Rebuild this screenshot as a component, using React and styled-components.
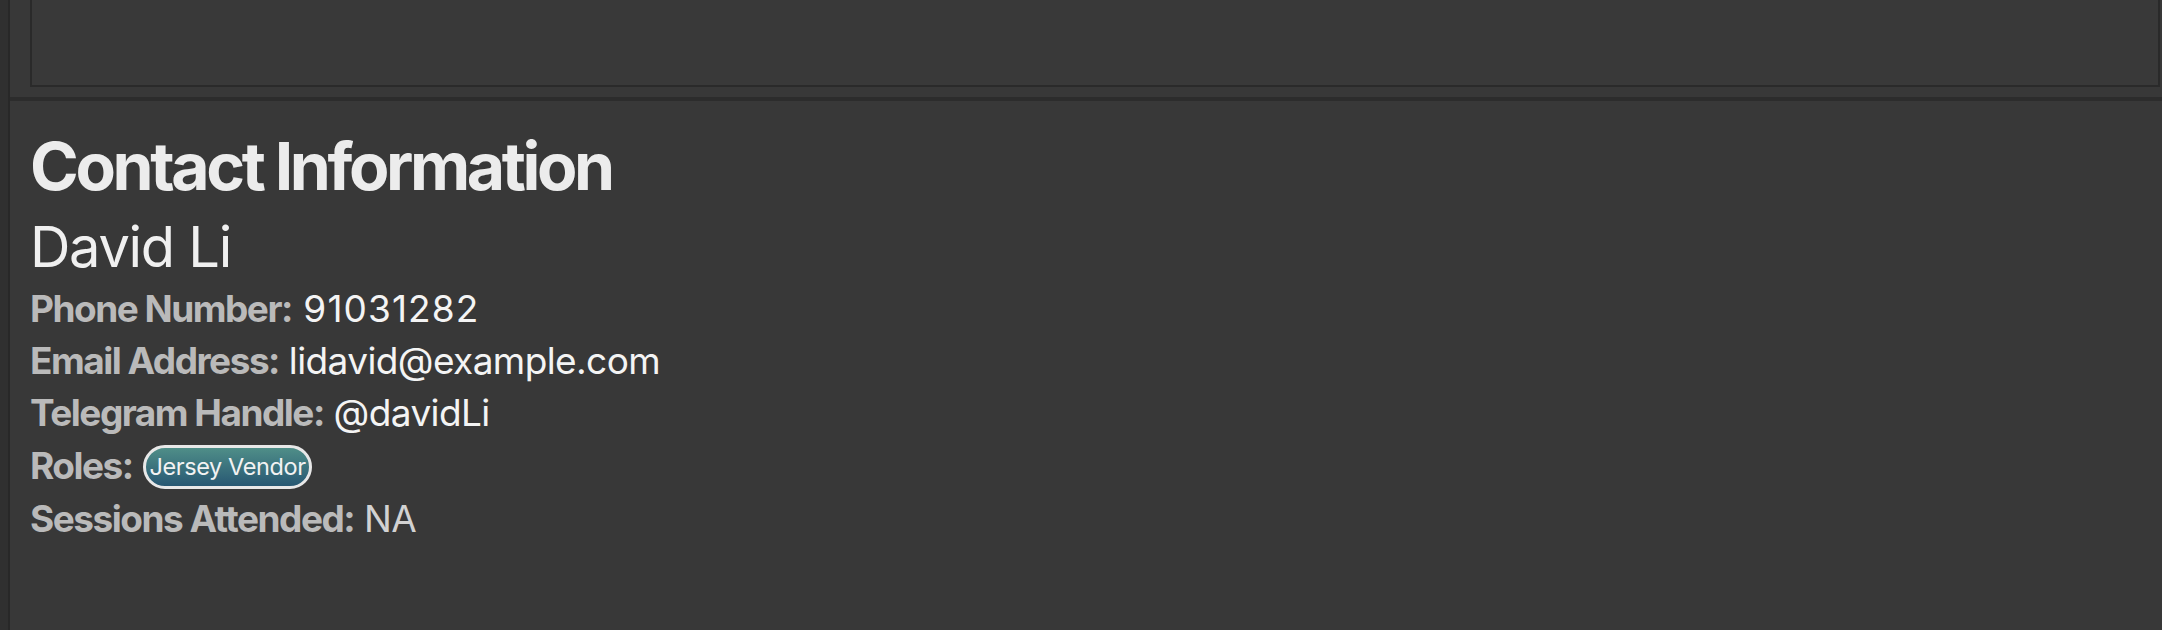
import React from 'react';
import styled, { createGlobalStyle } from 'styled-components';

const GlobalStyle = createGlobalStyle`
  html, body {
    margin: 0;
    padding: 0;
    background: #383838;
  }
  body {
    font-family: Inter, "Noto Sans", sans-serif;
    -webkit-font-smoothing: antialiased;
  }
`;

const Window = styled.div`
  display: flex;
  width: 2162px;
  height: 630px;
  overflow: hidden;
  background: #383838;
`;

const SideStrip = styled.div`
  width: 8px;
  flex: none;
  background: #303030;
  border-right: 2px solid #282828;
`;

const Main = styled.div`
  flex: 1;
  display: flex;
  flex-direction: column;
  min-width: 0;
`;

const TopPane = styled.div`
  padding: 0 2px 10px 20px;
`;

const ListBox = styled.div`
  height: 85px;
  border: 2px solid #2a2a2a;
  border-top: none;
  background: #393939;
`;

const Divider = styled.div`
  height: 4px;
  background: #2c2c2c;
`;

const Details = styled.section`
  display: flex;
  flex-direction: column;
  padding: 32px 20px 0;
`;

const Heading = styled.h1`
  margin: 0;
  font-size: 66px;
  line-height: 66px;
  font-weight: 700;
  letter-spacing: -3.4px;
  color: #ececec;
`;

const Name = styled.div`
  margin-top: 20px;
  font-size: 56px;
  line-height: 56px;
  font-weight: 400;
  letter-spacing: -1.3px;
  color: #f0f0f0;
`;

const Fields = styled.div`
  margin-top: 8px;
  display: flex;
  flex-direction: column;
`;

const Field = styled.div`
  display: flex;
  align-items: center;
  height: ${(p) => (p.$tall ? 54 : 52)}px;
  font-size: 37px;
  line-height: 52px;
  white-space: pre;
`;

const Label = styled.span`
  font-weight: 700;
  letter-spacing: -1.5px;
  color: #bababa;
`;

const Value = styled.span`
  font-weight: 400;
  letter-spacing: ${(p) => (p.$numeric ? '1.1px' : '-0.6px')};
  color: ${(p) => (p.$muted ? '#d2d2d2' : '#f4f4f4')};
`;

const RolePill = styled.span`
  display: inline-flex;
  align-items: center;
  box-sizing: border-box;
  height: 44px;
  margin-top: 2px;
  padding: 0 3px 0 4px;
  border: 3px solid #e8e8e8;
  border-radius: 22px;
  background: linear-gradient(to bottom, #4f8e88, #285873);
  color: #f2f2f2;
  font-size: 23.5px;
  line-height: 1;
  letter-spacing: -0.4px;
`;

const contact = {
  name: 'David Li',
  phone: '91031282',
  email: 'lidavid@example.com',
  telegram: '@davidLi',
  roles: ['Jersey Vendor'],
  sessions: 'NA',
};

export default function App() {
  return (
    <>
      <GlobalStyle />
      <Window>
        <SideStrip />
        <Main>
          <TopPane>
            <ListBox />
          </TopPane>
          <Divider />
          <Details>
            <Heading>Contact Information</Heading>
            <Name>{contact.name}</Name>
            <Fields>
              <Field>
                <Label>Phone Number:</Label>
                <Value $numeric> {contact.phone}</Value>
              </Field>
              <Field>
                <Label>Email Address:</Label>
                <Value> {contact.email}</Value>
              </Field>
              <Field>
                <Label>Telegram Handle:</Label>
                <Value> {contact.telegram}</Value>
              </Field>
              <Field $tall>
                <Label>Roles:</Label>
                <Value> </Value>
                {contact.roles.map((role) => (
                  <RolePill key={role}>{role}</RolePill>
                ))}
              </Field>
              <Field>
                <Label>Sessions Attended:</Label>
                <Value $muted> {contact.sessions}</Value>
              </Field>
            </Fields>
          </Details>
        </Main>
      </Window>
    </>
  );
}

----

## The request
The material above must be printed exactly, with its pictures left out.

## Exercise answer
Rebuild this screenshot as a component, using React and styled-components.
import React from 'react';
import styled, { createGlobalStyle } from 'styled-components';

const GlobalStyle = createGlobalStyle`
  html, body {
    margin: 0;
    padding: 0;
    background: #383838;
  }
  body {
    font-family: Inter, "Noto Sans", sans-serif;
    -webkit-font-smoothing: antialiased;
  }
`;

const Window = styled.div`
  display: flex;
  width: 2162px;
  height: 630px;
  overflow: hidden;
  background: #383838;
`;

const SideStrip = styled.div`
  width: 8px;
  flex: none;
  background: #303030;
  border-right: 2px solid #282828;
`;

const Main = styled.div`
  flex: 1;
  display: flex;
  flex-direction: column;
  min-width: 0;
`;

const TopPane = styled.div`
  padding: 0 2px 10px 20px;
`;

const ListBox = styled.div`
  height: 85px;
  border: 2px solid #2a2a2a;
  border-top: none;
  background: #393939;
`;

const Divider = styled.div`
  height: 4px;
  background: #2c2c2c;
`;

const Details = styled.section`
  display: flex;
  flex-direction: column;
  padding: 32px 20px 0;
`;

const Heading = styled.h1`
  margin: 0;
  font-size: 66px;
  line-height: 66px;
  font-weight: 700;
  letter-spacing: -3.4px;
  color: #ececec;
`;

const Name = styled.div`
  margin-top: 20px;
  font-size: 56px;
  line-height: 56px;
  font-weight: 400;
  letter-spacing: -1.3px;
  color: #f0f0f0;
`;

const Fields = styled.div`
  margin-top: 8px;
  display: flex;
  flex-direction: column;
`;

const Field = styled.div`
  display: flex;
  align-items: center;
  height: ${(p) => (p.$tall ? 54 : 52)}px;
  font-size: 37px;
  line-height: 52px;
  white-space: pre;
`;

const Label = styled.span`
  font-weight: 700;
  letter-spacing: -1.5px;
  color: #bababa;
`;

const Value = styled.span`
  font-weight: 400;
  letter-spacing: ${(p) => (p.$numeric ? '1.1px' : '-0.6px')};
  color: ${(p) => (p.$muted ? '#d2d2d2' : '#f4f4f4')};
`;

const RolePill = styled.span`
  display: inline-flex;
  align-items: center;
  box-sizing: border-box;
  height: 44px;
  margin-top: 2px;
  padding: 0 3px 0 4px;
  border: 3px solid #e8e8e8;
  border-radius: 22px;
  background: linear-gradient(to bottom, #4f8e88, #285873);
  color: #f2f2f2;
  font-size: 23.5px;
  line-height: 1;
  letter-spacing: -0.4px;
`;

const contact = {
  name: 'David Li',
  phone: '91031282',
  email: 'lidavid@example.com',
  telegram: '@davidLi',
  roles: ['Jersey Vendor'],
  sessions: 'NA',
};

export default function App() {
  return (
    <>
      <GlobalStyle />
      <Window>
        <SideStrip />
        <Main>
          <TopPane>
            <ListBox />
          </TopPane>
          <Divider />
          <Details>
            <Heading>Contact Information</Heading>
            <Name>{contact.name}</Name>
            <Fields>
              <Field>
                <Label>Phone Number:</Label>
                <Value $numeric> {contact.phone}</Value>
              </Field>
              <Field>
                <Label>Email Address:</Label>
                <Value> {contact.email}</Value>
              </Field>
              <Field>
                <Label>Telegram Handle:</Label>
                <Value> {contact.telegram}</Value>
              </Field>
              <Field $tall>
                <Label>Roles:</Label>
                <Value> </Value>
                {contact.roles.map((role) => (
                  <RolePill key={role}>{role}</RolePill>
                ))}
              </Field>
              <Field>
                <Label>Sessions Attended:</Label>
                <Value $muted> {contact.sessions}</Value>
              </Field>
            </Fields>
          </Details>
        </Main>
      </Window>
    </>
  );
}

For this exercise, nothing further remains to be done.